— WRITTEN EXERCISE —
Retype the whole listing verbatim and keep the pictures out of it.
'''
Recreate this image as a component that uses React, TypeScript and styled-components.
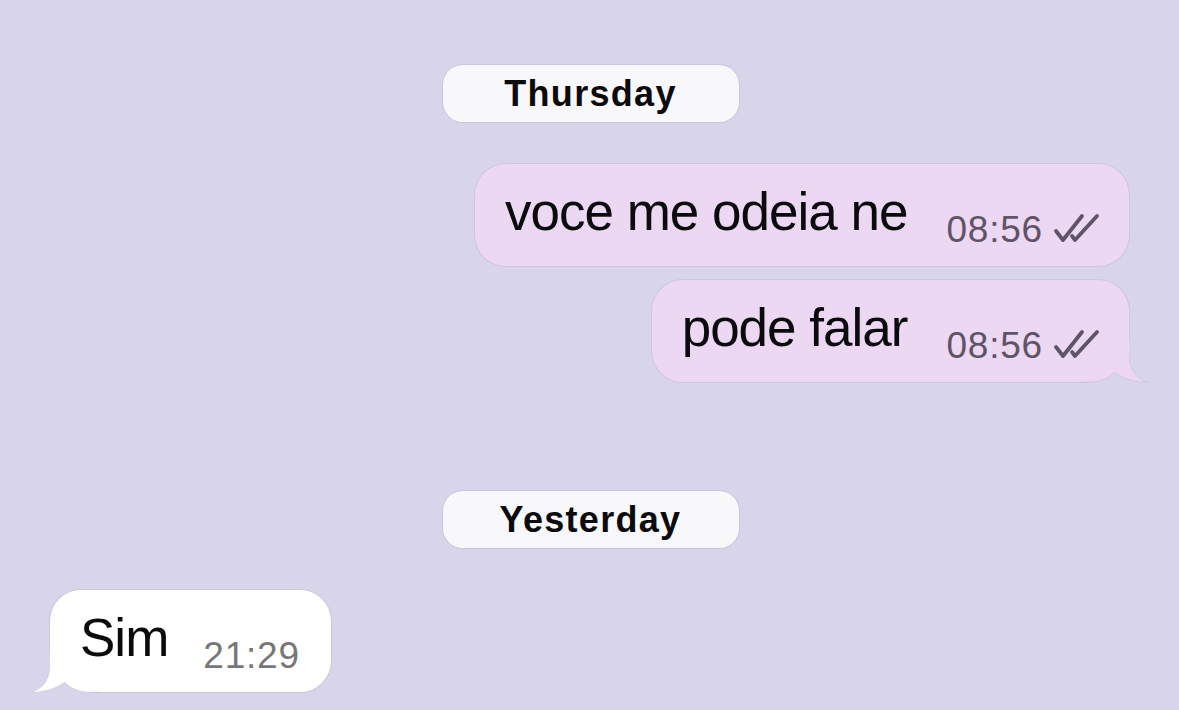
import styled, { createGlobalStyle } from "styled-components"

const colors = {
    background: "#d8d4ea",
    outgoing: "#ecd8f3",
    incoming: "#ffffff",
    pill: "#f8f8fb",
    text: "#0b0b0d",
    metaOut: "#5f5368",
    metaIn: "#777779",
    edge: "rgba(120, 100, 150, 0.12)",
}

const GlobalStyle = createGlobalStyle`
    html, body {
        margin: 0;
        padding: 0;
        background: ${colors.background};
    }
    body {
        font-family: "Liberation Sans", Arial, sans-serif;
    }
`

type Message = {
    text: string
    time: string
    outgoing: boolean
    tail?: boolean
}

type Day = {
    label: string
    messages: Message[]
}

const days: Day[] = [
    {
        label: "Thursday",
        messages: [
            { text: "voce me odeia ne", time: "08:56", outgoing: true },
            { text: "pode falar", time: "08:56", outgoing: true, tail: true },
        ],
    },
    {
        label: "Yesterday",
        messages: [{ text: "Sim", time: "21:29", outgoing: false, tail: true }],
    },
]

const ReadChecks = () => (
    <svg width="47" height="30" viewBox="0 0 47 30" fill="none">
        <path d="M3 18 L10 27 L29 3" stroke={colors.metaOut} strokeWidth="3.8" strokeLinecap="round" strokeLinejoin="round" />
        <path d="M19 23 L22 27 L44 3" stroke={colors.metaOut} strokeWidth="3.8" strokeLinecap="round" strokeLinejoin="round" />
    </svg>
)

// corner piece with the little hook, painted under the text over the rounded corner
const BubbleTail = ({ outgoing }: { outgoing: boolean }) => (
    <Tail $outgoing={outgoing} width="68" height="48" viewBox="0 0 68 48">
        <path
            d="M0 0 H50 V20 C50 35 56 44 68 48 C58 48.5 44 45 35 38 C30 44 22 47.5 12 48 H0 Z"
            fill={outgoing ? colors.outgoing : colors.incoming}
        />
        <path
            d="M50 20 C50 35 56 44 68 48 C58 48.5 44 45 35 38 C30 44 22 47.5 12 48 H0"
            fill="none"
            stroke={colors.edge}
            strokeWidth="1"
        />
    </Tail>
)

export default function App() {
    return (
        <>
            <GlobalStyle />
            <Chat>
                {days.map((day, d) => (
                    <DayGroup key={day.label} $first={d === 0}>
                        <DayPill>{day.label}</DayPill>
                        <Messages>
                            {day.messages.map((m, i) => (
                                <Bubble key={i} $outgoing={m.outgoing} $tail={!!m.tail}>
                                    {m.tail && <BubbleTail outgoing={m.outgoing} />}
                                    <BubbleText>{m.text}</BubbleText>
                                    <Meta $outgoing={m.outgoing}>
                                        <Time>{m.time}</Time>
                                        {m.outgoing && <ReadChecks />}
                                    </Meta>
                                </Bubble>
                            ))}
                        </Messages>
                    </DayGroup>
                ))}
            </Chat>
        </>
    )
}

const Chat = styled.main`
    width: 1179px;
    height: 710px;
    box-sizing: border-box;
    padding: 65px 50px 0;
    display: flex;
    flex-direction: column;
    overflow: hidden;
    background: ${colors.background};
`

const DayGroup = styled.section<{ $first: boolean }>`
    display: flex;
    flex-direction: column;
    gap: 42px;
    margin-top: ${(p) => (p.$first ? 0 : 109)}px;
`

const DayPill = styled.div`
    align-self: center;
    width: 296px;
    height: 57px;
    box-sizing: border-box;
    display: flex;
    align-items: center;
    justify-content: center;
    border-radius: 20px;
    background: ${colors.pill};
    box-shadow: 0 0 0 1px ${colors.edge};
    font-size: 36px;
    font-weight: 700;
    letter-spacing: 1.3px;
    color: ${colors.text};
    transform: translateX(1px);
`

const Messages = styled.div`
    display: flex;
    flex-direction: column;
    gap: 14px;
`

const Bubble = styled.div<{ $outgoing: boolean; $tail: boolean }>`
    position: relative;
    align-self: ${(p) => (p.$outgoing ? "flex-end" : "flex-start")};
    height: 102px;
    box-sizing: border-box;
    display: flex;
    align-items: flex-end;
    padding: ${(p) => (p.$outgoing ? "0 29px 16px 30px" : "0 31px 16px 30px")};
    border-radius: 31px;
    ${(p) => p.$tail && (p.$outgoing ? "border-bottom-right-radius: 48px;" : "border-bottom-left-radius: 48px;")}
    background: ${(p) => (p.$outgoing ? colors.outgoing : colors.incoming)};
    box-shadow: 0 0 0 1px ${colors.edge};
`

const BubbleText = styled.span`
    position: relative;
    z-index: 1;
    align-self: flex-start;
    margin-top: 18px;
    font-size: 53px;
    line-height: 60px;
    letter-spacing: -1px;
    color: ${colors.text};
    white-space: nowrap;
`

const Meta = styled.span<{ $outgoing: boolean }>`
    position: relative;
    z-index: 1;
    display: flex;
    align-items: center;
    gap: 10px;
    margin-left: ${(p) => (p.$outgoing ? 39 : 35)}px;
    color: ${(p) => (p.$outgoing ? colors.metaOut : colors.metaIn)};

    svg {
        margin-top: -4px;
    }
`

const Time = styled.span`
    font-size: 37px;
    line-height: 40px;
    letter-spacing: 0.8px;
`

const Tail = styled.svg<{ $outgoing: boolean }>`
    position: absolute;
    bottom: 0;
    ${(p) => (p.$outgoing ? "right: -18px;" : "left: -18px; transform: scaleX(-1);")}
    overflow: visible;
`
'''
— FULL ANSWER —
Recreate this image as a component that uses React, TypeScript and styled-components.
import styled, { createGlobalStyle } from "styled-components"

const colors = {
    background: "#d8d4ea",
    outgoing: "#ecd8f3",
    incoming: "#ffffff",
    pill: "#f8f8fb",
    text: "#0b0b0d",
    metaOut: "#5f5368",
    metaIn: "#777779",
    edge: "rgba(120, 100, 150, 0.12)",
}

const GlobalStyle = createGlobalStyle`
    html, body {
        margin: 0;
        padding: 0;
        background: ${colors.background};
    }
    body {
        font-family: "Liberation Sans", Arial, sans-serif;
    }
`

type Message = {
    text: string
    time: string
    outgoing: boolean
    tail?: boolean
}

type Day = {
    label: string
    messages: Message[]
}

const days: Day[] = [
    {
        label: "Thursday",
        messages: [
            { text: "voce me odeia ne", time: "08:56", outgoing: true },
            { text: "pode falar", time: "08:56", outgoing: true, tail: true },
        ],
    },
    {
        label: "Yesterday",
        messages: [{ text: "Sim", time: "21:29", outgoing: false, tail: true }],
    },
]

const ReadChecks = () => (
    <svg width="47" height="30" viewBox="0 0 47 30" fill="none">
        <path d="M3 18 L10 27 L29 3" stroke={colors.metaOut} strokeWidth="3.8" strokeLinecap="round" strokeLinejoin="round" />
        <path d="M19 23 L22 27 L44 3" stroke={colors.metaOut} strokeWidth="3.8" strokeLinecap="round" strokeLinejoin="round" />
    </svg>
)

// corner piece with the little hook, painted under the text over the rounded corner
const BubbleTail = ({ outgoing }: { outgoing: boolean }) => (
    <Tail $outgoing={outgoing} width="68" height="48" viewBox="0 0 68 48">
        <path
            d="M0 0 H50 V20 C50 35 56 44 68 48 C58 48.5 44 45 35 38 C30 44 22 47.5 12 48 H0 Z"
            fill={outgoing ? colors.outgoing : colors.incoming}
        />
        <path
            d="M50 20 C50 35 56 44 68 48 C58 48.5 44 45 35 38 C30 44 22 47.5 12 48 H0"
            fill="none"
            stroke={colors.edge}
            strokeWidth="1"
        />
    </Tail>
)

export default function App() {
    return (
        <>
            <GlobalStyle />
            <Chat>
                {days.map((day, d) => (
                    <DayGroup key={day.label} $first={d === 0}>
                        <DayPill>{day.label}</DayPill>
                        <Messages>
                            {day.messages.map((m, i) => (
                                <Bubble key={i} $outgoing={m.outgoing} $tail={!!m.tail}>
                                    {m.tail && <BubbleTail outgoing={m.outgoing} />}
                                    <BubbleText>{m.text}</BubbleText>
                                    <Meta $outgoing={m.outgoing}>
                                        <Time>{m.time}</Time>
                                        {m.outgoing && <ReadChecks />}
                                    </Meta>
                                </Bubble>
                            ))}
                        </Messages>
                    </DayGroup>
                ))}
            </Chat>
        </>
    )
}

const Chat = styled.main`
    width: 1179px;
    height: 710px;
    box-sizing: border-box;
    padding: 65px 50px 0;
    display: flex;
    flex-direction: column;
    overflow: hidden;
    background: ${colors.background};
`

const DayGroup = styled.section<{ $first: boolean }>`
    display: flex;
    flex-direction: column;
    gap: 42px;
    margin-top: ${(p) => (p.$first ? 0 : 109)}px;
`

const DayPill = styled.div`
    align-self: center;
    width: 296px;
    height: 57px;
    box-sizing: border-box;
    display: flex;
    align-items: center;
    justify-content: center;
    border-radius: 20px;
    background: ${colors.pill};
    box-shadow: 0 0 0 1px ${colors.edge};
    font-size: 36px;
    font-weight: 700;
    letter-spacing: 1.3px;
    color: ${colors.text};
    transform: translateX(1px);
`

const Messages = styled.div`
    display: flex;
    flex-direction: column;
    gap: 14px;
`

const Bubble = styled.div<{ $outgoing: boolean; $tail: boolean }>`
    position: relative;
    align-self: ${(p) => (p.$outgoing ? "flex-end" : "flex-start")};
    height: 102px;
    box-sizing: border-box;
    display: flex;
    align-items: flex-end;
    padding: ${(p) => (p.$outgoing ? "0 29px 16px 30px" : "0 31px 16px 30px")};
    border-radius: 31px;
    ${(p) => p.$tail && (p.$outgoing ? "border-bottom-right-radius: 48px;" : "border-bottom-left-radius: 48px;")}
    background: ${(p) => (p.$outgoing ? colors.outgoing : colors.incoming)};
    box-shadow: 0 0 0 1px ${colors.edge};
`

const BubbleText = styled.span`
    position: relative;
    z-index: 1;
    align-self: flex-start;
    margin-top: 18px;
    font-size: 53px;
    line-height: 60px;
    letter-spacing: -1px;
    color: ${colors.text};
    white-space: nowrap;
`

const Meta = styled.span<{ $outgoing: boolean }>`
    position: relative;
    z-index: 1;
    display: flex;
    align-items: center;
    gap: 10px;
    margin-left: ${(p) => (p.$outgoing ? 39 : 35)}px;
    color: ${(p) => (p.$outgoing ? colors.metaOut : colors.metaIn)};

    svg {
        margin-top: -4px;
    }
`

const Time = styled.span`
    font-size: 37px;
    line-height: 40px;
    letter-spacing: 0.8px;
`

const Tail = styled.svg<{ $outgoing: boolean }>`
    position: absolute;
    bottom: 0;
    ${(p) => (p.$outgoing ? "right: -18px;" : "left: -18px; transform: scaleX(-1);")}
    overflow: visible;
`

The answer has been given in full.